The other cantata, No. 58, “Ach Gott, manches Herzeleid” (O God, What Heartache) is a duet cantata, but with a novel (if typically Bachian) spin: in two framing arias, the baritone sings reflected texts, while the soprano intones the melody of Lutheran chorales. The central aria, however, is hers alone, and Chelsea Morris (below) — a now-beloved Madison familiar — revealed her expressive artistry with stronger, more ringing power than we have yet heard from her.
Flanking the two cantatas were examples of Bach’s concerto writing.

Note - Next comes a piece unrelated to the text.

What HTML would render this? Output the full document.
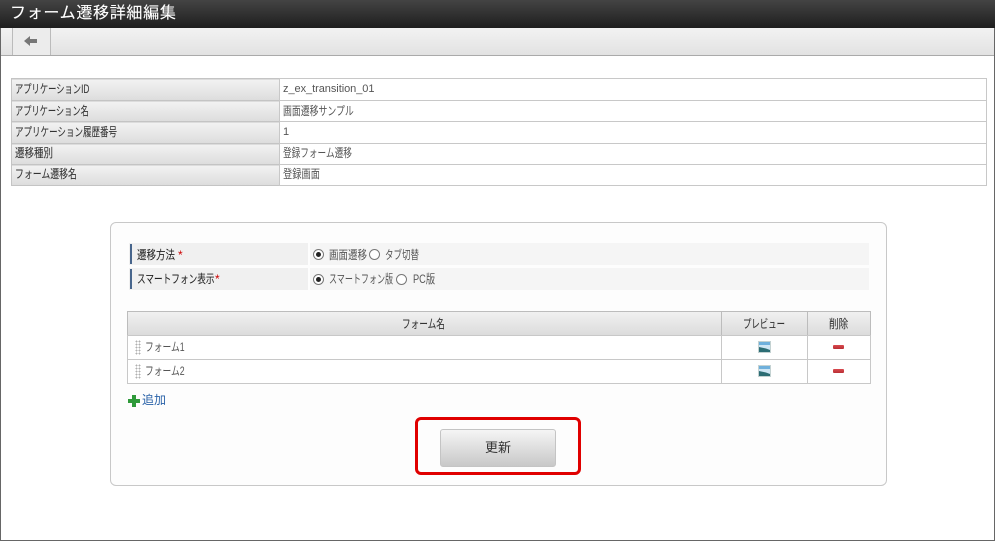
<!DOCTYPE html>
<html lang="ja"><head><meta charset="utf-8">
<style>
*{box-sizing:border-box}
html,body{margin:0;padding:0;width:995px;height:541px;overflow:hidden;background:#fff;position:relative;font-family:"Liberation Sans","WenQuanYi Zen Hei","Noto Sans CJK JP",sans-serif;color:#444;font-size:12px}
.a{position:absolute}
.t{position:absolute;white-space:nowrap;line-height:14px;font-size:12px;transform-origin:0 50%;color:#555}
.d{-webkit-text-stroke:.08px #444}
.lab{position:absolute;left:11px;width:269px;background:linear-gradient(#f3f3f3,#dddddd);border:1px solid #c4c4c4;box-shadow:inset 0 1px #dcdcdc}
.val{position:absolute;left:279px;width:708px;background:#fff;border:1px solid #c8c8c8}
.r{position:absolute;width:11px;height:11px;border:1px solid #777;border-radius:50%;background:#fff}
.r.on:after{content:"";position:absolute;left:2px;top:2px;width:5px;height:5px;border-radius:50%;background:#222}
.th{position:absolute;top:311px;height:25px;background:linear-gradient(#f0f0f0,#dcdcdc);border:1px solid #bcbcbc}
.td{position:absolute;height:25px;background:#fff;border:1px solid #c8c8c8}
.dots{position:absolute;left:135px;width:6px;height:15px;background-image:radial-gradient(#b0b0b0 0.8px,transparent 0.9px);background-size:3px 3px}
.prev{position:absolute;left:758px;width:13px;height:12px}
.del{position:absolute;left:833px;width:11px;height:4px;background:linear-gradient(#d9494e,#b92f35);border-radius:1px}
</style></head><body>
<div class="a" style="left:0;top:0;width:995px;height:541px;border:1px solid #666;border-top:0"></div>
<div class="a" style="left:0;top:0;width:995px;height:28px;background:linear-gradient(#444,#1e1e1e)"></div>
<div class="t" style="left:10px;top:5px;color:#fff;font-size:16px;line-height:18px;letter-spacing:.7px;-webkit-text-stroke:.12px #fff">フォーム遷移詳細編集</div>
<div class="a" style="left:1px;top:28px;width:993px;height:28px;background:linear-gradient(#f2f2f2,#e2e2e2);border-bottom:1px solid #aaa"></div>
<div class="a" style="left:12px;top:28px;width:39px;height:27px;border:1px solid #bbb;border-top:0;border-bottom:0;background:#ececec"></div>
<svg class="a" style="left:24px;top:35px" width="14" height="12" viewBox="0 0 14 12"><path d="M0 6L6 1V4H13V8H6V11Z" fill="#777"/></svg>

<div class="lab" style="top:78px;height:23px"></div><div class="val" style="top:78px;height:23px"></div>
<div class="lab" style="top:100px;height:22px"></div><div class="val" style="top:100px;height:22px"></div>
<div class="lab" style="top:121px;height:23px"></div><div class="val" style="top:121px;height:23px"></div>
<div class="lab" style="top:143px;height:22px"></div><div class="val" style="top:143px;height:22px"></div>
<div class="lab" style="top:164px;height:22px"></div><div class="val" style="top:164px;height:22px"></div>

<div class="t d" style="left:15px;top:82px;color:#333;transform:scaleX(.69)">アプリケーションID</div>
<div class="t d" style="left:15px;top:104px;color:#333;transform:scaleX(.685)">アプリケーション名</div>
<div class="t d" style="left:15px;top:125px;color:#333;transform:scaleX(.71)">アプリケーション履歴番号</div>
<div class="t d" style="left:15px;top:146px;color:#333;transform:scaleX(.79)">遷移種別</div>
<div class="t d" style="left:15px;top:167px;color:#333;transform:scaleX(.74)">フォーム遷移名</div>
<div class="t" style="left:283px;top:82px;font-size:11px;letter-spacing:-.05px">z_ex_transition_01</div>
<div class="t" style="left:283px;top:104px;transform:scaleX(.74)">画面遷移サンプル</div>
<div class="t" style="left:283px;top:125px;font-size:11px">1</div>
<div class="t" style="left:283px;top:146px;transform:scaleX(.72)">登録フォーム遷移</div>
<div class="t" style="left:283px;top:167px;transform:scaleX(.77)">登録画面</div>

<div class="a" style="left:110px;top:222px;width:777px;height:264px;background:#fdfdfd;border:1px solid #c8c8c8;border-radius:6px"></div>

<div class="a" style="left:129px;top:243px;width:179px;height:22px;background:#f0f0f0"></div>
<div class="a" style="left:310px;top:243px;width:559px;height:22px;background:#f5f5f5"></div>
<div class="a" style="left:130px;top:244px;width:2px;height:20px;background:#47658c"></div>
<div class="t d" style="left:137px;top:248px;color:#222;transform:scaleX(.79)">遷移方法</div>
<div class="t" style="left:178px;top:248px;color:#c00">*</div>
<div class="r on" style="left:313px;top:249px"></div>
<div class="t" style="left:329px;top:248px;transform:scaleX(.79)">画面遷移</div>
<div class="r" style="left:369px;top:249px"></div>
<div class="t" style="left:385px;top:248px;transform:scaleX(.71)">タブ切替</div>

<div class="a" style="left:129px;top:268px;width:179px;height:22px;background:#f0f0f0"></div>
<div class="a" style="left:310px;top:268px;width:559px;height:22px;background:#f5f5f5"></div>
<div class="a" style="left:130px;top:269px;width:2px;height:20px;background:#47658c"></div>
<div class="t d" style="left:137px;top:272px;color:#222;transform:scaleX(.72)">スマートフォン表示</div>
<div class="t" style="left:215px;top:272px;color:#c00">*</div>
<div class="r on" style="left:313px;top:274px"></div>
<div class="t" style="left:329px;top:272px;transform:scaleX(.67)">スマートフォン版</div>
<div class="r" style="left:396px;top:274px"></div>
<div class="t" style="left:413px;top:272px;transform:scaleX(.77)">PC版</div>

<div class="th" style="left:127px;width:595px"></div>
<div class="th" style="left:721px;width:87px"></div>
<div class="th" style="left:807px;width:64px"></div>
<div class="t d" style="left:402px;top:317px;color:#333;transform:scaleX(.72)">フォーム名</div>
<div class="t d" style="left:743px;top:317px;color:#333;transform:scaleX(.7)">プレビュー</div>
<div class="t d" style="left:829px;top:317px;color:#333;transform:scaleX(.8)">削除</div>

<div class="td" style="left:127px;top:335px;width:595px"></div>
<div class="td" style="left:721px;top:335px;width:87px"></div>
<div class="td" style="left:807px;top:335px;width:64px"></div>
<div class="td" style="left:127px;top:359px;width:595px"></div>
<div class="td" style="left:721px;top:359px;width:87px"></div>
<div class="td" style="left:807px;top:359px;width:64px"></div>
<div class="dots" style="top:340px"></div><div class="dots" style="top:364px"></div>
<div class="t" style="left:145px;top:340px;transform:scaleX(.73)">フォーム1</div>
<div class="t" style="left:145px;top:364px;transform:scaleX(.73)">フォーム2</div>
<svg class="prev" style="top:341px" viewBox="0 0 13 12"><rect width="13" height="12" fill="#c4d2d2"/><rect x="1" y="1" width="11" height="10" fill="#cfe6f4"/><rect x="1" y="1" width="11" height="3" fill="#6fb0dc"/><path d="M1 6L8 7.500L12 9V11H1Z" fill="#2c6d74"/></svg>
<svg class="prev" style="top:365px" viewBox="0 0 13 12"><rect width="13" height="12" fill="#c4d2d2"/><rect x="1" y="1" width="11" height="10" fill="#cfe6f4"/><rect x="1" y="1" width="11" height="3" fill="#6fb0dc"/><path d="M1 6L8 7.500L12 9V11H1Z" fill="#2c6d74"/></svg>
<div class="del" style="top:345px"></div><div class="del" style="top:369px"></div>

<svg class="a" style="left:128px;top:395px" width="12" height="12" viewBox="0 0 12 12"><path d="M4 0H8V4H12V8H8V12H4V8H0V4H4Z" fill="#2f9a3a"/></svg>
<div class="t" style="left:142px;top:393px;color:#2a62a8;font-size:12px">追加</div>

<div class="a" style="left:415px;top:417px;width:166px;height:58px;border:3px solid #e00000;border-radius:6px"></div>
<div class="a" style="left:440px;top:429px;width:116px;height:38px;background:linear-gradient(#f5f5f5,#c8c8c8);border:1px solid #c4c4c4;border-radius:3px"></div>
<div class="t" style="left:485px;top:440px;font-size:13px;line-height:16px;color:#333">更新</div>
</body></html>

To begin, only the first movement was played of the Harpsichord Concerto in D minor (BWV 1052), with Stevenson himself as the soloist, though his work was richly integrated with the string playing.
At the end came the now-standard reconstruction of Bach’s lost Concerto for Violin and Oboe, based on its survival as a Two-Harpsichord Concerto (BWV 1060). For this, most of the players (joined by a supplemental violinist) chose to play standing up. Without slighting the always vivacious playing of violinist Kangwon Kim (below), it must be admitted that the show was stolen by the beautifully colored and nuanced playing of oboist Conklin. The performance was truly stunning, bringing the audience to its feet in appropriate excitement. It proved a truly wonderful example of MBM presentation at its best!
The Saturday night performance was given in the recently rebuilt sanctuary of Christ Presbyterian Church, a new and acoustically stimulating venue for Stephenson to explore.
As always, Stephenson (below) himself prefaced the concert with his own lecture, delivered with his usual charm and humor, and this time not only discussing the music on the program, but giving in 40 minutes a virtual course in Baroque music-making.
Coming next is their fourth annual Christmas Concert, which always features unusual Renaissance and Baroque fare for the holiday season. It takes place on Saturday, December 13, with a 7:15 p.m. lecture and an 8 p.m. concert at the First Congregational United Church of Christ at 1609 University Avenue — something not to be missed.